--- Start of Given data ---

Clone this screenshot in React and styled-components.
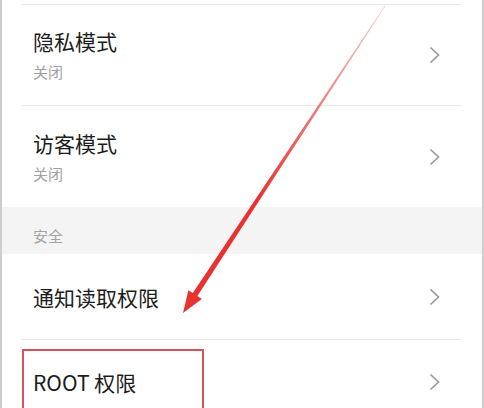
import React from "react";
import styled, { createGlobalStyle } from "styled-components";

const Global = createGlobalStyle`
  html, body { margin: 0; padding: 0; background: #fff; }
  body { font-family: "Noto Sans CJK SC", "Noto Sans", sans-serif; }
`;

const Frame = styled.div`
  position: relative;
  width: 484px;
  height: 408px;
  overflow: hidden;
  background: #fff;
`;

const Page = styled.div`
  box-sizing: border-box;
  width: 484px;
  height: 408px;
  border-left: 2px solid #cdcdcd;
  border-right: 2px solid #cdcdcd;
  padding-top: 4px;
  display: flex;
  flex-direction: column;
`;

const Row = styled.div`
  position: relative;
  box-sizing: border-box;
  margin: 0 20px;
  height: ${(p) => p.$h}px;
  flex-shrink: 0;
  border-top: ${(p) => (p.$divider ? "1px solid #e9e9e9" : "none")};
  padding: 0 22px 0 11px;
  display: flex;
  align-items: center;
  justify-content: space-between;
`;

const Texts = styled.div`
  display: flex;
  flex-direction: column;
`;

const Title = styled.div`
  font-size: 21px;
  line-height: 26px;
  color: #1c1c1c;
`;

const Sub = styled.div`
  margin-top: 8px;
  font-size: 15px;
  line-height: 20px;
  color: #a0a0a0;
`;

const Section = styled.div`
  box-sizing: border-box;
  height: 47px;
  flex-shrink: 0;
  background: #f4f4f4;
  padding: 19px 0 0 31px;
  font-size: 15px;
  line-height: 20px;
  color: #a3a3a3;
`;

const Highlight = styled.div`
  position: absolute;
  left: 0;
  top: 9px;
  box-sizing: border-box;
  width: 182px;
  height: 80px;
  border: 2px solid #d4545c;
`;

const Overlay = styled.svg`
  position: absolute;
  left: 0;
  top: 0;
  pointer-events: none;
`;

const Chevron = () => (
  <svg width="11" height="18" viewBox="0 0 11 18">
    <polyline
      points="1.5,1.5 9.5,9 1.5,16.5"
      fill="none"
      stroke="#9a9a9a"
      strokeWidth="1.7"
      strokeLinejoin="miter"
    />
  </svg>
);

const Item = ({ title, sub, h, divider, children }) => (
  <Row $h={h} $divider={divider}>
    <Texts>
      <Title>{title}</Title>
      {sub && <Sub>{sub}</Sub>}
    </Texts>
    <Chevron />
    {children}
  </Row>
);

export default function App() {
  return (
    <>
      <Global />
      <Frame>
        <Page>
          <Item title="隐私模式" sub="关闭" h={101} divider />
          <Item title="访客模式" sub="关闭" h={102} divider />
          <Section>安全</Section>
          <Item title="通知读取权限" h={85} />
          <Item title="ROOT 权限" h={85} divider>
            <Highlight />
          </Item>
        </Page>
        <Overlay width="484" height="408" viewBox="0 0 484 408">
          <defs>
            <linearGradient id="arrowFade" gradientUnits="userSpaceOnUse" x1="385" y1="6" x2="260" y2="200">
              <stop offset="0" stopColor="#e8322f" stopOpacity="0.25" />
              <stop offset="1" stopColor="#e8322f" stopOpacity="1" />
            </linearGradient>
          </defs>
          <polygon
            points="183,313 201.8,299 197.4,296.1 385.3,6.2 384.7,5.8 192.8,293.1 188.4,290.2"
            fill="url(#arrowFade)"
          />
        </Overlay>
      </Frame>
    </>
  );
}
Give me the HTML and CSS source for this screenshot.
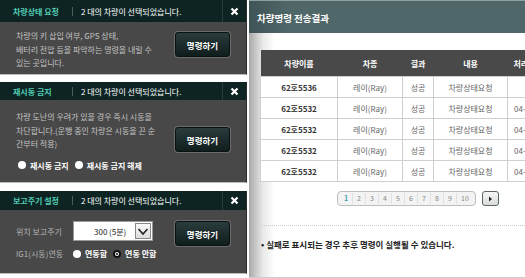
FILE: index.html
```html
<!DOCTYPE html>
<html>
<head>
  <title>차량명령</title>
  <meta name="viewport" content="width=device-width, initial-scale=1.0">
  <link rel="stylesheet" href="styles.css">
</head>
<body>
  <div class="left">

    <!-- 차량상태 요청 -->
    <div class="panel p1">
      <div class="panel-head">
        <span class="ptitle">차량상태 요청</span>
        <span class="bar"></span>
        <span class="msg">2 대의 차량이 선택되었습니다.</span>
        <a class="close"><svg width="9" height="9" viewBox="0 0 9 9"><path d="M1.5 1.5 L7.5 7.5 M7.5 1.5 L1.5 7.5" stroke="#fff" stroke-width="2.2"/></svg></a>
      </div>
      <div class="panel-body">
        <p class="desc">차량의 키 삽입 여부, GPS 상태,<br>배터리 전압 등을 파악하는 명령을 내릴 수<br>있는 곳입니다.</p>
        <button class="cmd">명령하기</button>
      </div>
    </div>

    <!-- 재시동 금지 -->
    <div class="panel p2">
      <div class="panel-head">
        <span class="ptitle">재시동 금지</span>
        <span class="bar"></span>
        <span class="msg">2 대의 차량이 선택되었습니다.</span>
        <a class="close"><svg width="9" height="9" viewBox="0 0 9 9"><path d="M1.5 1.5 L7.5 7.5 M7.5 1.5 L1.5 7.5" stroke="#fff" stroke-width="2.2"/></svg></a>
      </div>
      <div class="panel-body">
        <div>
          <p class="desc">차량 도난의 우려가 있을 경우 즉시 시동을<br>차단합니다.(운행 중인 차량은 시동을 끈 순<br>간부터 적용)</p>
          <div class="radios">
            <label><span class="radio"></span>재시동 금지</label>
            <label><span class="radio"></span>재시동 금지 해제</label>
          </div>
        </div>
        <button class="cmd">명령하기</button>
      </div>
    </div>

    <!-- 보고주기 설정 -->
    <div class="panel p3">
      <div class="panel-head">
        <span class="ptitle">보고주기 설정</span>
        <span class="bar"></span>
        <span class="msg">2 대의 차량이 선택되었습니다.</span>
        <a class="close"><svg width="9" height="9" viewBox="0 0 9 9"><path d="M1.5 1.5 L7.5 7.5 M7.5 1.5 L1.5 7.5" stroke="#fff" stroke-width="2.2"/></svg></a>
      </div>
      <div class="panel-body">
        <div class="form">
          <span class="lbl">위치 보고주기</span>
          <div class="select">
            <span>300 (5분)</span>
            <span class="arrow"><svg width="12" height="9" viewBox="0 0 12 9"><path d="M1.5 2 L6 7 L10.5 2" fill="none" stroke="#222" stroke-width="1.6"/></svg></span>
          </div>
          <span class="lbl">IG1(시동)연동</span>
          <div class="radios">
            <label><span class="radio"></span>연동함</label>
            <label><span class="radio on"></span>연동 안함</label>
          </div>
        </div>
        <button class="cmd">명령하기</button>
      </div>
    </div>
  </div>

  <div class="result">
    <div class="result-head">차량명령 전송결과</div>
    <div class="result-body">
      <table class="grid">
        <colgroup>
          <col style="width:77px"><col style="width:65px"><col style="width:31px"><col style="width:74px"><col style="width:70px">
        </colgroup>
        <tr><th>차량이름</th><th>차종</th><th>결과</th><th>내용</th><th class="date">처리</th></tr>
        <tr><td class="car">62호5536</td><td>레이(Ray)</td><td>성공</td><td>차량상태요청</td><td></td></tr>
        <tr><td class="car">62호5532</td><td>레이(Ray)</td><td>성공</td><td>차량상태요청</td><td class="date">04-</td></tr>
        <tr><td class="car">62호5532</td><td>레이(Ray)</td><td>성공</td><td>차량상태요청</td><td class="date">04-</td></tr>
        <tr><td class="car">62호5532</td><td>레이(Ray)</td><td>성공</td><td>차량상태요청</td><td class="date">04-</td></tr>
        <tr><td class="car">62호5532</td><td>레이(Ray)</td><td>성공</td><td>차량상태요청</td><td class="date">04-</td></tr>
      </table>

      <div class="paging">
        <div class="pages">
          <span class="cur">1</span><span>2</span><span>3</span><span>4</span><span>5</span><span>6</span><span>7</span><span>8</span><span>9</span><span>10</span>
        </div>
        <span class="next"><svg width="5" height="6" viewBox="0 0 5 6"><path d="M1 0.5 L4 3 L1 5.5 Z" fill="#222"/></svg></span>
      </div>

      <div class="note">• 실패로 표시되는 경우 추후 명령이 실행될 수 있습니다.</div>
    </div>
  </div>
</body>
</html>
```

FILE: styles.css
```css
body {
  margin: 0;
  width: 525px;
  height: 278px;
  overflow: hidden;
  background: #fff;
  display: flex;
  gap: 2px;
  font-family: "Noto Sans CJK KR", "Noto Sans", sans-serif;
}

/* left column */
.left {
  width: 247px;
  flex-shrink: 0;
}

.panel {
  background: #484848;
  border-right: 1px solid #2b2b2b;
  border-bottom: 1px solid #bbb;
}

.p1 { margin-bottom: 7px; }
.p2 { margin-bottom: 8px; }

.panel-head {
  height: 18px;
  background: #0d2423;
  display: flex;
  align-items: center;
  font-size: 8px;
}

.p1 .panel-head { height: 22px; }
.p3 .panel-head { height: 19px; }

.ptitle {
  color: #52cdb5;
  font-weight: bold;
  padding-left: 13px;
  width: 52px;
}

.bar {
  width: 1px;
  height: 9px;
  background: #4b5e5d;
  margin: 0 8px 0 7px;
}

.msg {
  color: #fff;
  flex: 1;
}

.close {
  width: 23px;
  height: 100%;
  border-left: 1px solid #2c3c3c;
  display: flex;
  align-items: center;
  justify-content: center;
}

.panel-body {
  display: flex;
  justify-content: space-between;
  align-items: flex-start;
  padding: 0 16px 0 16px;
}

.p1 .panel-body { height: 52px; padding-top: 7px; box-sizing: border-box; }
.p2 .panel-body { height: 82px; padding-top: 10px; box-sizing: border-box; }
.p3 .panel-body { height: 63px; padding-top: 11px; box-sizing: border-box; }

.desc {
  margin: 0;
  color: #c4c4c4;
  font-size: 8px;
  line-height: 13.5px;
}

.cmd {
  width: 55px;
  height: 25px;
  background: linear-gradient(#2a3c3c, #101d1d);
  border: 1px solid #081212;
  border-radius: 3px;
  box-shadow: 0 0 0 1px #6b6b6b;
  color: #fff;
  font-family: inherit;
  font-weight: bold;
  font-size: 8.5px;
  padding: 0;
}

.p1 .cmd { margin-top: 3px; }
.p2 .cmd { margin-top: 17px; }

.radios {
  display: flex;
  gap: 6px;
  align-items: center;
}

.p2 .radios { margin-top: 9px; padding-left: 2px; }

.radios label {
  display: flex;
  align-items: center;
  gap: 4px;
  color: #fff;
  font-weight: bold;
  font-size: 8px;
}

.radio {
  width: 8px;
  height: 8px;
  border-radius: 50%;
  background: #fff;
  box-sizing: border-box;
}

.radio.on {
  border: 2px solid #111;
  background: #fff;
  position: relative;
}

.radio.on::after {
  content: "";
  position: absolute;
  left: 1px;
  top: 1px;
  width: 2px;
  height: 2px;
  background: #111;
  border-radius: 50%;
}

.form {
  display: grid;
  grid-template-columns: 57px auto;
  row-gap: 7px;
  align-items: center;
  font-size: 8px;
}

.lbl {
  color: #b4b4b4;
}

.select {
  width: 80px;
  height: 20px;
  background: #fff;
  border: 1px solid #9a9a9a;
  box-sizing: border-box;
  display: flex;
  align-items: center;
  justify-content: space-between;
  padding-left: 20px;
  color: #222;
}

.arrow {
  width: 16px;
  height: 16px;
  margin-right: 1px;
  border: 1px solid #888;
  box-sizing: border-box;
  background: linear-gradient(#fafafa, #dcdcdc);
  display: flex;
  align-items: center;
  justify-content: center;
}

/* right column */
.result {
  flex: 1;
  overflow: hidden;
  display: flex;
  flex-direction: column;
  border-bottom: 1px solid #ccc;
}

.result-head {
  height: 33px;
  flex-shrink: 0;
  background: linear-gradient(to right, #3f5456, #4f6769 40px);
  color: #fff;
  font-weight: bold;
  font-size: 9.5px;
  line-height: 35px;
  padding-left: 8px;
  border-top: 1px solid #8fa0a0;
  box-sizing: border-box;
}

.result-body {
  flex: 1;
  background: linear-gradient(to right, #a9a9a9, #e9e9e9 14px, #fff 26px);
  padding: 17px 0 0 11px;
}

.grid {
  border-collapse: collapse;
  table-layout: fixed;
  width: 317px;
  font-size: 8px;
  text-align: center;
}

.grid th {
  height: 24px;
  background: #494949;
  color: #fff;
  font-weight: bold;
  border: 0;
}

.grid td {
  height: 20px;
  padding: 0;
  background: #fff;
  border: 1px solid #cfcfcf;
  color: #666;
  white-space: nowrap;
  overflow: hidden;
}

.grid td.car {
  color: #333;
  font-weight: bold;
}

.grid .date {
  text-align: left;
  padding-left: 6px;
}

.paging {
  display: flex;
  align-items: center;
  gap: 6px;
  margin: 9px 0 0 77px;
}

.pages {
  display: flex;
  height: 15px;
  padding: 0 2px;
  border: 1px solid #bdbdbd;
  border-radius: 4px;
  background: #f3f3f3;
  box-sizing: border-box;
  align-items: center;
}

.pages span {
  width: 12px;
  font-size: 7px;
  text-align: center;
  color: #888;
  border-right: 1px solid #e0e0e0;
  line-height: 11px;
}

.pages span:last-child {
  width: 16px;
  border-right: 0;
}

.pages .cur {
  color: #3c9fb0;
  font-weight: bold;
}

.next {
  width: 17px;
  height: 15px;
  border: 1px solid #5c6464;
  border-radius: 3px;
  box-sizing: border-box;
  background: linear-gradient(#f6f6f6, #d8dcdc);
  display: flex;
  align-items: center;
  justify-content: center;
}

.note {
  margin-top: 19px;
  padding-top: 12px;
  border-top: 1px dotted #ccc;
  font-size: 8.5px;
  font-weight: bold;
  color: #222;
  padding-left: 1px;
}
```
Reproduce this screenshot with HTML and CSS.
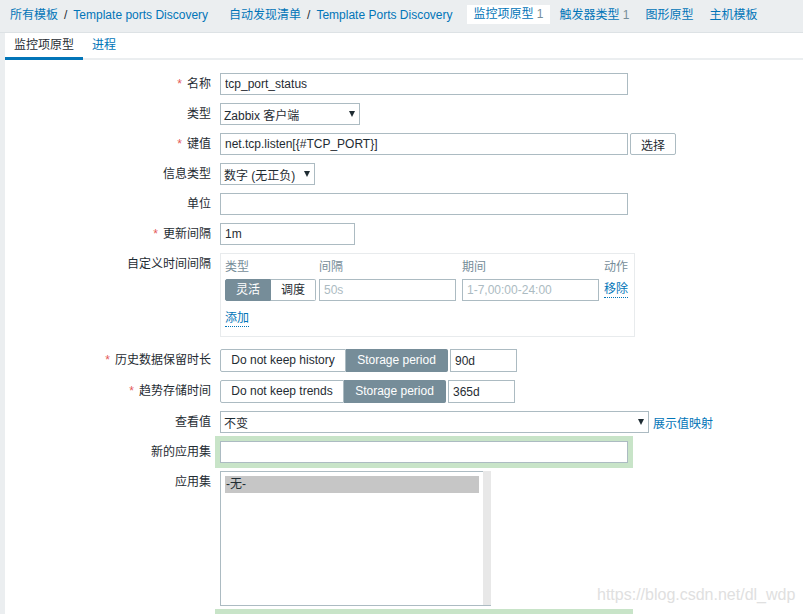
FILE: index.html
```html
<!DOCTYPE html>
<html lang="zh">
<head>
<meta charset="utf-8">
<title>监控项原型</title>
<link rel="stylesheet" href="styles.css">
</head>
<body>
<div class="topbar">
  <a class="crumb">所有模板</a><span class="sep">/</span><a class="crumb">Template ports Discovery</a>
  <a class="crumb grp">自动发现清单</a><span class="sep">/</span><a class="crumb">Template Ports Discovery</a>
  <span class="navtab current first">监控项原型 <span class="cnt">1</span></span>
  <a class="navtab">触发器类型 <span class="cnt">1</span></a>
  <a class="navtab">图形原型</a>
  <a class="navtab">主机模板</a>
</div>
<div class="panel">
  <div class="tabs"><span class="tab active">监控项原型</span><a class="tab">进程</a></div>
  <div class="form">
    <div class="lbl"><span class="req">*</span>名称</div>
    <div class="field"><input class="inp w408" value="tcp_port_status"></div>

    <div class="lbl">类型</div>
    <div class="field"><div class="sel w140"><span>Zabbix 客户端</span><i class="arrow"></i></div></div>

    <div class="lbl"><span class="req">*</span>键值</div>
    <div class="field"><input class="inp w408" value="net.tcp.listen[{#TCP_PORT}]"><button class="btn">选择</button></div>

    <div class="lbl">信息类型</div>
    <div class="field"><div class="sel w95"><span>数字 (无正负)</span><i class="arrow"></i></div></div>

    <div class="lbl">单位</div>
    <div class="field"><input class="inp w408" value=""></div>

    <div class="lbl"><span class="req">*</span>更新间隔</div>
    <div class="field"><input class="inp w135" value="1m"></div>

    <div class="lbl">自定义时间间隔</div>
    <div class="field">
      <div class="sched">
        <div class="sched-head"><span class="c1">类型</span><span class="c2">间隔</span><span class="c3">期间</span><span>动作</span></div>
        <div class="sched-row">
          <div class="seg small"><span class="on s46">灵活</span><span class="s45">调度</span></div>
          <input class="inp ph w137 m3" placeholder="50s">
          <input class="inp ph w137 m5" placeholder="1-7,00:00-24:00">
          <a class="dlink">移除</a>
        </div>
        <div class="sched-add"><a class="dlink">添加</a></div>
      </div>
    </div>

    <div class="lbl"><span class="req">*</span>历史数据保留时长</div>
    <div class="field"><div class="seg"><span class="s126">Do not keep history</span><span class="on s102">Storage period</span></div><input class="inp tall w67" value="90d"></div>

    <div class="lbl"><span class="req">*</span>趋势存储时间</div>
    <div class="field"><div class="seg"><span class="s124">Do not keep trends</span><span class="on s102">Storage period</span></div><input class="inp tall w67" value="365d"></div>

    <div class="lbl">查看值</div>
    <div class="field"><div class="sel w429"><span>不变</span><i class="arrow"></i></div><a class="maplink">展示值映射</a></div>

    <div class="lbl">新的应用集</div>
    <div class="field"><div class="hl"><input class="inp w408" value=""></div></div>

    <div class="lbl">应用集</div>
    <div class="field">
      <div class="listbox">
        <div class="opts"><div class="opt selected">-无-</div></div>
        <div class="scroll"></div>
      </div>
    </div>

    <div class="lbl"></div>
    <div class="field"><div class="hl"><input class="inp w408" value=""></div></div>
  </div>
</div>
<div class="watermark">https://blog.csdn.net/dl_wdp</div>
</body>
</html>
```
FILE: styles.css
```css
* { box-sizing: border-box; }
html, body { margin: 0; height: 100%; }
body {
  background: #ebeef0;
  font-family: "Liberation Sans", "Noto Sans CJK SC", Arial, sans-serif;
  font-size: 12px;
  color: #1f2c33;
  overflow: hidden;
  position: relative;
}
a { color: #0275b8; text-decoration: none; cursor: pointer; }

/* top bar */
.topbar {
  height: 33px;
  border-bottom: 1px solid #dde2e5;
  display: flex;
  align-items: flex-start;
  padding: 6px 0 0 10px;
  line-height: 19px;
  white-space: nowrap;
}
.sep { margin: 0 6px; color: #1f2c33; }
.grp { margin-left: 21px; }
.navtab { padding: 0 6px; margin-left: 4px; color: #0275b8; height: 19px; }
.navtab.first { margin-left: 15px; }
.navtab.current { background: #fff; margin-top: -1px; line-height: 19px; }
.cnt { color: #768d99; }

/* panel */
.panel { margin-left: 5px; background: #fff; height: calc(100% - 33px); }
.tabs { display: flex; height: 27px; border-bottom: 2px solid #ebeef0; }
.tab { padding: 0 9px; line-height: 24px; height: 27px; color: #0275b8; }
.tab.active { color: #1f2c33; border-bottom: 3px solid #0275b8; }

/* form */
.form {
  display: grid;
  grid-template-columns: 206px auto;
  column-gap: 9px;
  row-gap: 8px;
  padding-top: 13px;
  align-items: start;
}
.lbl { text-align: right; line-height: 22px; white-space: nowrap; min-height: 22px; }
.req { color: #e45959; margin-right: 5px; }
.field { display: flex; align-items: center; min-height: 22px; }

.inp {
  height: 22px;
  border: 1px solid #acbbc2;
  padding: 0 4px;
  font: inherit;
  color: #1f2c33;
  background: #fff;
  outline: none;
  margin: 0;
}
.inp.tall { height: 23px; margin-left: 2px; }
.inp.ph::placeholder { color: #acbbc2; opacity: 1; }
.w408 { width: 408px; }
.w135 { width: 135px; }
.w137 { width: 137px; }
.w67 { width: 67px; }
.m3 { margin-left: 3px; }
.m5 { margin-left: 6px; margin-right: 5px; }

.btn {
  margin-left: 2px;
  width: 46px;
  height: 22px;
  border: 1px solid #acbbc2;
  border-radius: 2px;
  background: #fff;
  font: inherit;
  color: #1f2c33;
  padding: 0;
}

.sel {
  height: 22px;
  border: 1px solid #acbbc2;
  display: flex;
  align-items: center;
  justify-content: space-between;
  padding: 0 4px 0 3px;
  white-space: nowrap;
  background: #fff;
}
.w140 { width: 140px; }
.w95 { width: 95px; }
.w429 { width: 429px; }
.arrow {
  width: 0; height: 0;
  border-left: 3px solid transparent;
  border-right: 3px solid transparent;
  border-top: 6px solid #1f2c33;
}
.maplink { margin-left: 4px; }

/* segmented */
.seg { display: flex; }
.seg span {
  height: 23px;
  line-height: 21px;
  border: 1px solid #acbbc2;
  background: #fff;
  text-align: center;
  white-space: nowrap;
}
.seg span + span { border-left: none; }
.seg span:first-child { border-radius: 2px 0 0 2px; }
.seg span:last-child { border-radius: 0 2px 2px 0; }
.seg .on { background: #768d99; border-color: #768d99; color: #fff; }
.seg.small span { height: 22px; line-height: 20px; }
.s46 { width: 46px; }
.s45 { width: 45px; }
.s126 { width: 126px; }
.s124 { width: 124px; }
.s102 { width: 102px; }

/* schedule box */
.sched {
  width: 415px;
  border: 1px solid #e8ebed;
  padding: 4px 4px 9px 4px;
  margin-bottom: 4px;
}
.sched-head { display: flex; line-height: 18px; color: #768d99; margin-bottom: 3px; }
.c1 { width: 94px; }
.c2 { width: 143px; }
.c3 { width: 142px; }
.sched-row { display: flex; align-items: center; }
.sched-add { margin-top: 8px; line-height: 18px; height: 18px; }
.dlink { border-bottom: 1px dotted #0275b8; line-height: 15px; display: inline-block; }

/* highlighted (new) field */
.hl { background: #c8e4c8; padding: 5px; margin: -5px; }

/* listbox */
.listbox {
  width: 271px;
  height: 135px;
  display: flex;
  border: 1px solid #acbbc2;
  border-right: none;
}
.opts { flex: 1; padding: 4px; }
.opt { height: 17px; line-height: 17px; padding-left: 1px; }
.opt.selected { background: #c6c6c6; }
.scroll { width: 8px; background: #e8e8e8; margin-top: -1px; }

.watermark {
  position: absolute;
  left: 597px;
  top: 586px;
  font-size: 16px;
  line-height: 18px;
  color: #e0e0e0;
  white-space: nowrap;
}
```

--- End of Given data ---

Stated exercise:
Answer with one number: how many lines of the entries above include the word "styled".

Solution to the exercise:
11